Almost three decades have passed since the emergence of carbon fibre and while the material dominates all but the low end of the road bike market, the reputation of carbon fibre still seems marred by the industry’s early efforts. I regularly encounter owners concerned about the robustness and longevity of their carbon bikes while others expect to retire their bikes after just a few years of use. Nevertheless, composite frames remain a common choice, especially for racers, and there is no better choice for a lightweight custom bike build.
The first carbon bikes (such as Look’s KG86) were far from robust or reliable. Carbon tubing was bonded to aluminium lugs and while the frames were significantly lighter than their steel counterparts, it was a devastating mismatch of materials. Galvanic corrosion (and to a lesser extent, UV exposure) would defeat the epoxies in use at the time and the frames would fall apart.
Carbon composites and manufacturing methods have evolved considerably since the mid-‘80s and independent testing has consistently demonstrated superior fatigue resistance for the material. “The fatigue tests that we run here are almost a matter of going through the motions,” said Chuck Texiera, a senior engineer at Specialized. “We just about never see a failure or fatigue. Once you hit expected ultimate strength, the fatigue is like a gimme. If you subjected any type of metal frame — including titanium — to the same total cycles, typically they would not withstand it. It’s quite amazing.”
When I put the question of the lifespan of a carbon bike to Benoit Grelier, the person in charge of Scott’s bicycle engineering, his answer was clear, “I think it can last your life, actually.”
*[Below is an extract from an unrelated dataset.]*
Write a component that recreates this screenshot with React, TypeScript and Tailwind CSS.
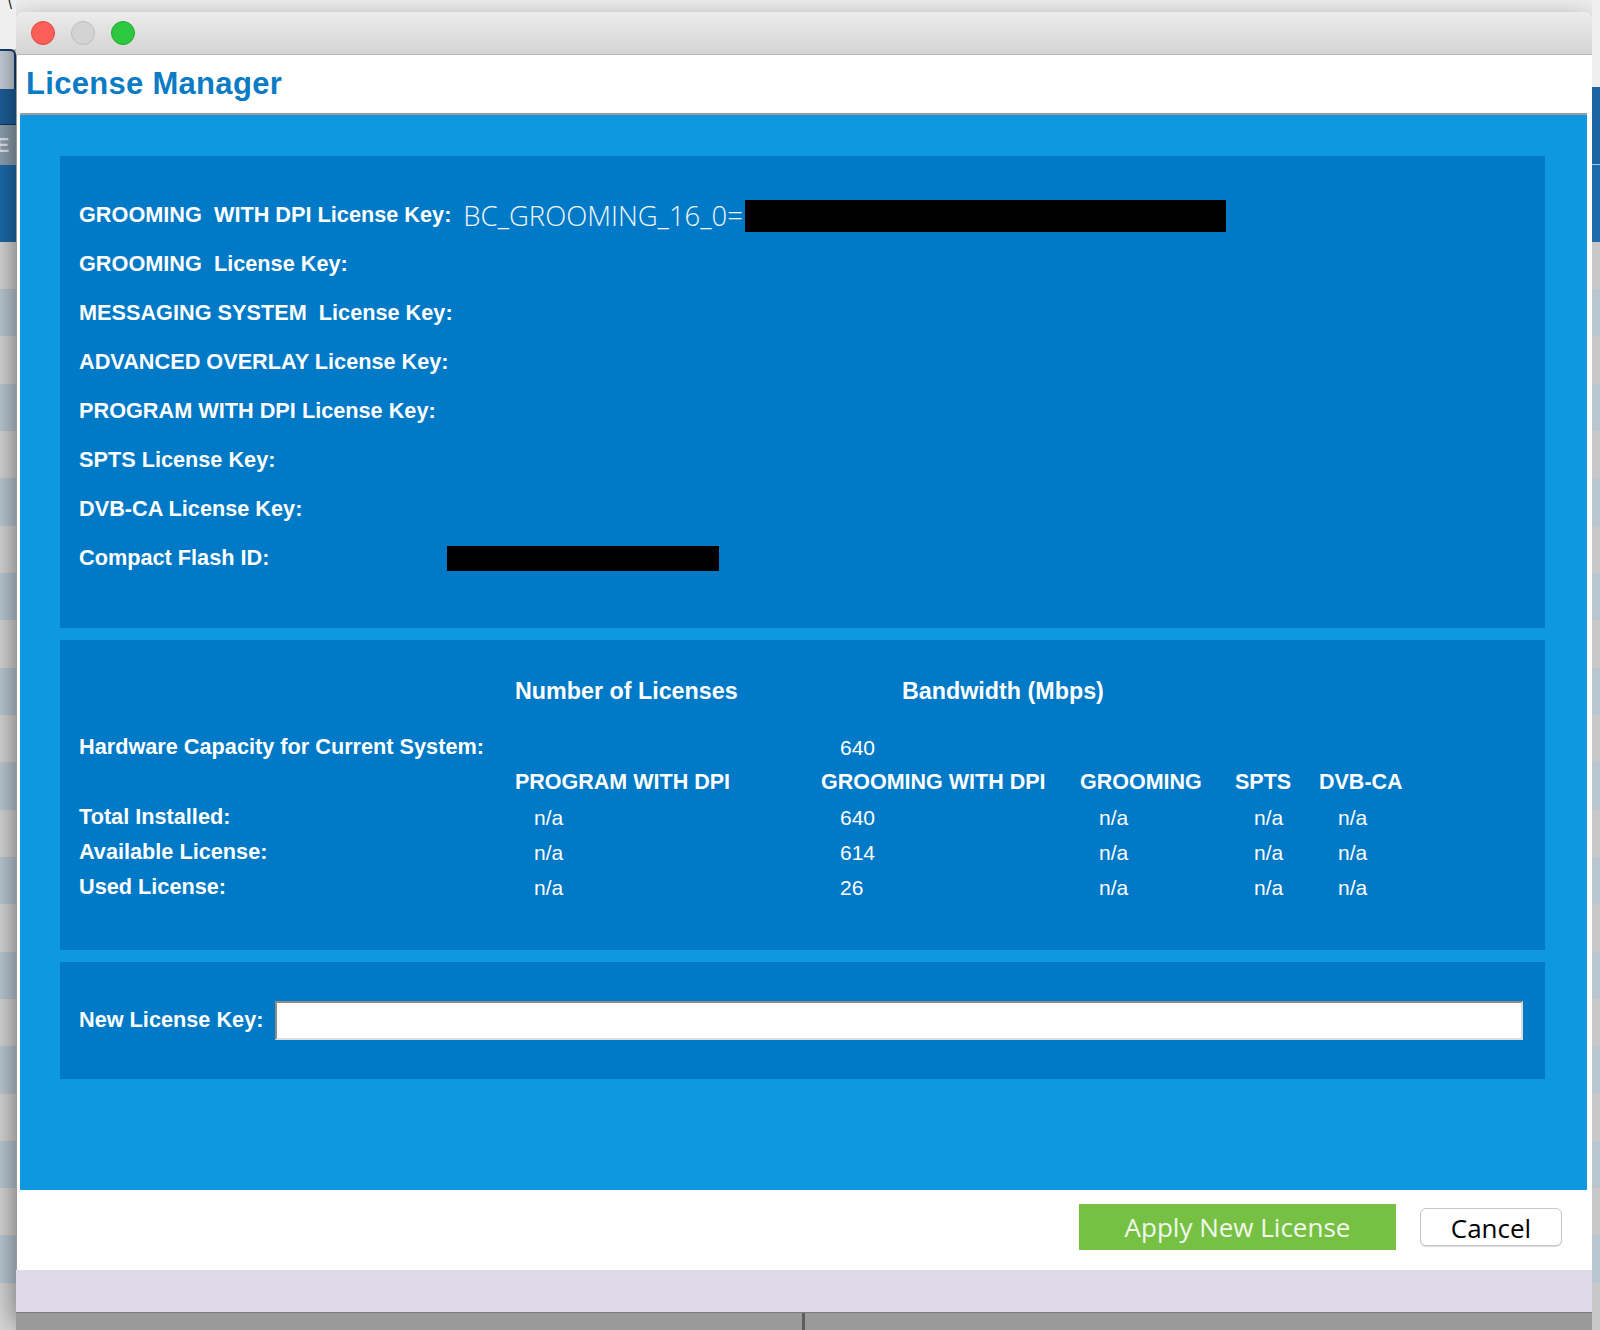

Scott Nielson has worked with carbon fibre for over a decade, starting with Trek, and is now the vice president of research and development and engineering at Enve. “If you look at carbon materials in general,” he said, “they’re very good in fatigue, much better than any aluminium or steel would be. If done properly, a frame could last you forever.”
The reason for such confidence is the extraordinary durability of carbon fibre. “Composites do not behave like metals,” explained Chuck Texiera. “In fact, they don’t actually fatigue like metals in the same classic sense of the word. The fatigue life of the fibre itself is just about infinite.”
Strictly speaking, bicycle frames are not made from carbon fibre but a composite comprising the fibre and resin. The result is akin to reinforced concrete, where the carbon fibre acts as reinforcement for the resin. “It is truly a matrix,” said Grelier. “The resin is the material that joins all the fibres together. They have to match each other really well, then you will have a better material.”
It is an understanding of the interplay between the two components of the composite that has developed in recent years, improving the quality of the reliability of carbon composites. A strong fibre is of course critical, but there must be thorough penetration of the fibres by the resin, minimisation of any voids (literally, air bubbles), and complete curing of the resin.
“If the resin is not fully cross-linked,” explained Texiera, “then it compromises its ability to withstand the elements and to also hold up with time. There’s a way we can tell in the laboratory but for the end user it’s really impossible for them. We can do a failure analysis that can actually tell whether the resin is fully cured or not.”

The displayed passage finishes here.